Start of MATERIAL SHOWN

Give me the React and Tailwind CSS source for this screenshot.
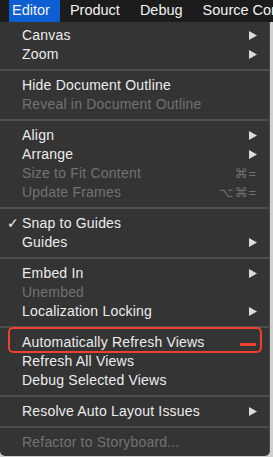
import React from 'react';

const FONT = { fontFamily: '"Liberation Sans", "DejaVu Sans", Arial, sans-serif' };

const sections = [
  [
    { label: 'Canvas', submenu: true },
    { label: 'Zoom', submenu: true },
  ],
  [
    { label: 'Hide Document Outline' },
    { label: 'Reveal in Document Outline', disabled: true },
  ],
  [
    { label: 'Align', submenu: true },
    { label: 'Arrange', submenu: true },
    { label: 'Size to Fit Content', disabled: true, shortcut: '⌘=' },
    { label: 'Update Frames', disabled: true, shortcut: '⌥⌘=' },
  ],
  [
    { label: 'Snap to Guides', checked: true },
    { label: 'Guides', submenu: true },
  ],
  [
    { label: 'Embed In', submenu: true },
    { label: 'Unembed', disabled: true },
    { label: 'Localization Locking', submenu: true },
  ],
  [
    { label: 'Automatically Refresh Views', marked: true },
    { label: 'Refresh All Views' },
    { label: 'Debug Selected Views' },
  ],
  [{ label: 'Resolve Auto Layout Issues', submenu: true }],
  [{ label: 'Refactor to Storyboard...', disabled: true }],
];

function Arrow() {
  return (
    <svg width="8" height="9" viewBox="0 0 8 9" className="shrink-0">
      <polygon points="0,0 8,4.5 0,9" fill="#dcdcdc" />
    </svg>
  );
}

function MenuItem({ item }) {
  return (
    <div className="relative flex h-[19px] items-center pl-[22px] pr-[12px]">
      {item.checked && (
        <span className="absolute left-[7px] top-0 text-[14px] leading-[19px] text-[#ececec]">✓</span>
      )}
      <span
        className={`flex-1 whitespace-nowrap text-[14px] leading-[19px] tracking-[0.2px] ${
          item.disabled ? 'text-[#727272]' : 'text-[#ececec]'
        }`}
      >
        {item.label}
      </span>
      {item.submenu && <Arrow />}
      {item.shortcut && (
        <span className="pr-[-2px] text-[13px] leading-[19px] tracking-[1px] text-[#727272]">
          {item.shortcut}
        </span>
      )}
      {item.marked && (
        <>
          <div className="absolute left-[8px] right-[7px] top-[-6px] h-[26px] rounded-[5px] border-2 border-[#f0402a]" />
          <div className="absolute right-[13px] top-[10px] h-[3px] w-[16px] bg-[#f0402a]" />
        </>
      )}
    </div>
  );
}

export default function App() {
  return (
    <div className="h-[457px] w-[273px] overflow-hidden bg-[#cfcfcf]" style={FONT}>
      <div className="flex h-[22px] items-center bg-[#1c1c1c] text-[14.5px] text-[#f2f2f2]">
        <div className="ml-[9px] flex h-full items-center bg-[#0b5fd3] pl-[3px] pr-[10px]">Editor</div>
        <div className="px-[10px]">Product</div>
        <div className="px-[10px]">Debug</div>
        <div className="whitespace-nowrap px-[10px]">Source Control</div>
      </div>
      <div className="w-[270px] rounded-b-[5px] border-r border-[#4a4a4a] bg-[#343434] py-[4px]">
        {sections.map((section, i) => (
          <div key={i}>
            {i > 0 && (
              <div className="flex h-[12px] items-center">
                <div className="h-[2px] w-full bg-[#4e4e4e]" />
              </div>
            )}
            {section.map((item) => (
              <MenuItem key={item.label} item={item} />
            ))}
          </div>
        ))}
      </div>
    </div>
  );
}
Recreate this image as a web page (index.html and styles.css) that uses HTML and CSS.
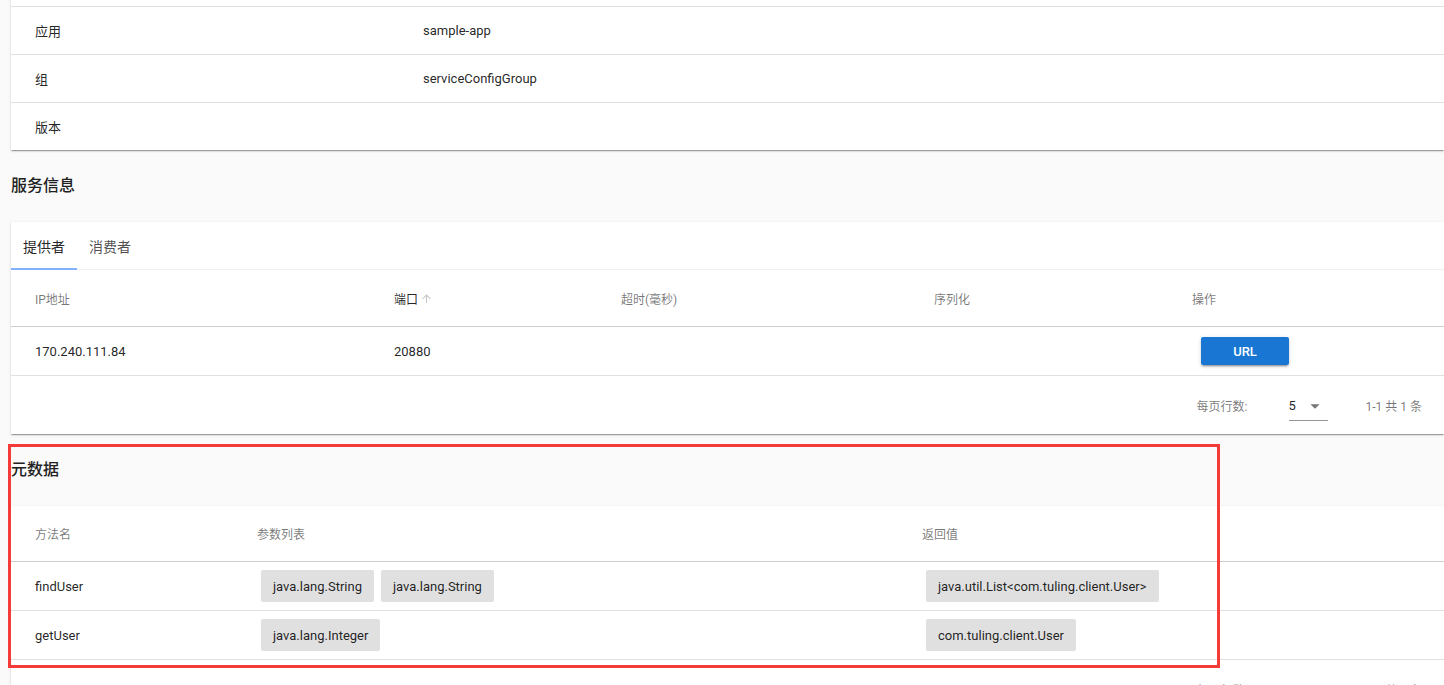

End of MATERIAL SHOWN

Reproduce the material word for word. Any pictures should be left out of the copy.

Give me the React and Tailwind CSS source for this screenshot.
import React from 'react';

const FONT = { fontFamily: '"Liberation Sans", "DejaVu Sans", Arial, sans-serif' };

const sections = [
  [
    { label: 'Canvas', submenu: true },
    { label: 'Zoom', submenu: true },
  ],
  [
    { label: 'Hide Document Outline' },
    { label: 'Reveal in Document Outline', disabled: true },
  ],
  [
    { label: 'Align', submenu: true },
    { label: 'Arrange', submenu: true },
    { label: 'Size to Fit Content', disabled: true, shortcut: '⌘=' },
    { label: 'Update Frames', disabled: true, shortcut: '⌥⌘=' },
  ],
  [
    { label: 'Snap to Guides', checked: true },
    { label: 'Guides', submenu: true },
  ],
  [
    { label: 'Embed In', submenu: true },
    { label: 'Unembed', disabled: true },
    { label: 'Localization Locking', submenu: true },
  ],
  [
    { label: 'Automatically Refresh Views', marked: true },
    { label: 'Refresh All Views' },
    { label: 'Debug Selected Views' },
  ],
  [{ label: 'Resolve Auto Layout Issues', submenu: true }],
  [{ label: 'Refactor to Storyboard...', disabled: true }],
];

function Arrow() {
  return (
    <svg width="8" height="9" viewBox="0 0 8 9" className="shrink-0">
      <polygon points="0,0 8,4.5 0,9" fill="#dcdcdc" />
    </svg>
  );
}

function MenuItem({ item }) {
  return (
    <div className="relative flex h-[19px] items-center pl-[22px] pr-[12px]">
      {item.checked && (
        <span className="absolute left-[7px] top-0 text-[14px] leading-[19px] text-[#ececec]">✓</span>
      )}
      <span
        className={`flex-1 whitespace-nowrap text-[14px] leading-[19px] tracking-[0.2px] ${
          item.disabled ? 'text-[#727272]' : 'text-[#ececec]'
        }`}
      >
        {item.label}
      </span>
      {item.submenu && <Arrow />}
      {item.shortcut && (
        <span className="pr-[-2px] text-[13px] leading-[19px] tracking-[1px] text-[#727272]">
          {item.shortcut}
        </span>
      )}
      {item.marked && (
        <>
          <div className="absolute left-[8px] right-[7px] top-[-6px] h-[26px] rounded-[5px] border-2 border-[#f0402a]" />
          <div className="absolute right-[13px] top-[10px] h-[3px] w-[16px] bg-[#f0402a]" />
        </>
      )}
    </div>
  );
}

export default function App() {
  return (
    <div className="h-[457px] w-[273px] overflow-hidden bg-[#cfcfcf]" style={FONT}>
      <div className="flex h-[22px] items-center bg-[#1c1c1c] text-[14.5px] text-[#f2f2f2]">
        <div className="ml-[9px] flex h-full items-center bg-[#0b5fd3] pl-[3px] pr-[10px]">Editor</div>
        <div className="px-[10px]">Product</div>
        <div className="px-[10px]">Debug</div>
        <div className="whitespace-nowrap px-[10px]">Source Control</div>
      </div>
      <div className="w-[270px] rounded-b-[5px] border-r border-[#4a4a4a] bg-[#343434] py-[4px]">
        {sections.map((section, i) => (
          <div key={i}>
            {i > 0 && (
              <div className="flex h-[12px] items-center">
                <div className="h-[2px] w-full bg-[#4e4e4e]" />
              </div>
            )}
            {section.map((item) => (
              <MenuItem key={item.label} item={item} />
            ))}
          </div>
        ))}
      </div>
    </div>
  );
}
Recreate this image as a web page (index.html and styles.css) that uses HTML and CSS.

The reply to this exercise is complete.